| Problem to work on |
Gather the lines that hold the string "React".

| Information supplied |
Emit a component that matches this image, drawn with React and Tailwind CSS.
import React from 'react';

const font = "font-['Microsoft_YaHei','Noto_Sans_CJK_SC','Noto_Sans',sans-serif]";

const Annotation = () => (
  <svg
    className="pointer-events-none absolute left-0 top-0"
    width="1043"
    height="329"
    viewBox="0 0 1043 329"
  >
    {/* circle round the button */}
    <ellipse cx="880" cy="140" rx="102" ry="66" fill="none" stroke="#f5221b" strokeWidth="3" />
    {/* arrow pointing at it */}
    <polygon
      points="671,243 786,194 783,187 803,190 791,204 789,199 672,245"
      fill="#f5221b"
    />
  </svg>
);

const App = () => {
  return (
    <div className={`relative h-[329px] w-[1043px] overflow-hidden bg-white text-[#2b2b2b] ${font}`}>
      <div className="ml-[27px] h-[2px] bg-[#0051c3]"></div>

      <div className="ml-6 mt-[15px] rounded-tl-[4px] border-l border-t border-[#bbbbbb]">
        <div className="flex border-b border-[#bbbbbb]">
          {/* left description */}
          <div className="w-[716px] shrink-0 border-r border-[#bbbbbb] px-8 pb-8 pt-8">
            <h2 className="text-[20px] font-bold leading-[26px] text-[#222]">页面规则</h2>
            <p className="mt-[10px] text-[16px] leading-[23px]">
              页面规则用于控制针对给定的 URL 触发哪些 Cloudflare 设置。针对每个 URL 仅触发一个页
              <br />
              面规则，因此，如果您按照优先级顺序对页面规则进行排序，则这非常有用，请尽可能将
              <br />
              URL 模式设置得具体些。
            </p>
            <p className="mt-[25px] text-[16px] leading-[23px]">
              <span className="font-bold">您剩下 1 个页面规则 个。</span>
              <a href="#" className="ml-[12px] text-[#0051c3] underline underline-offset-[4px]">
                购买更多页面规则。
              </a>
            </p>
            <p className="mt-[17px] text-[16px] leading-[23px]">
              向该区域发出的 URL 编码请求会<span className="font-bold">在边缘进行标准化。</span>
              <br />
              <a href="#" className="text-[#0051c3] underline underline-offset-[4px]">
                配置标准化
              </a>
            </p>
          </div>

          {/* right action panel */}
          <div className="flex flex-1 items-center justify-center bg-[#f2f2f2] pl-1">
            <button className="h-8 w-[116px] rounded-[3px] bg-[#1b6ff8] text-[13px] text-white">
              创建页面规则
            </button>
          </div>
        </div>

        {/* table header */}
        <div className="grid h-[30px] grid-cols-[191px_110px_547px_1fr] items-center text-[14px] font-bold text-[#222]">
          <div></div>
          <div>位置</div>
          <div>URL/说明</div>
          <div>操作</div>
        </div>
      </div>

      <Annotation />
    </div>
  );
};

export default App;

| Expected output |
Emit a component that matches this image, drawn with React and Tailwind CSS.
import React from 'react';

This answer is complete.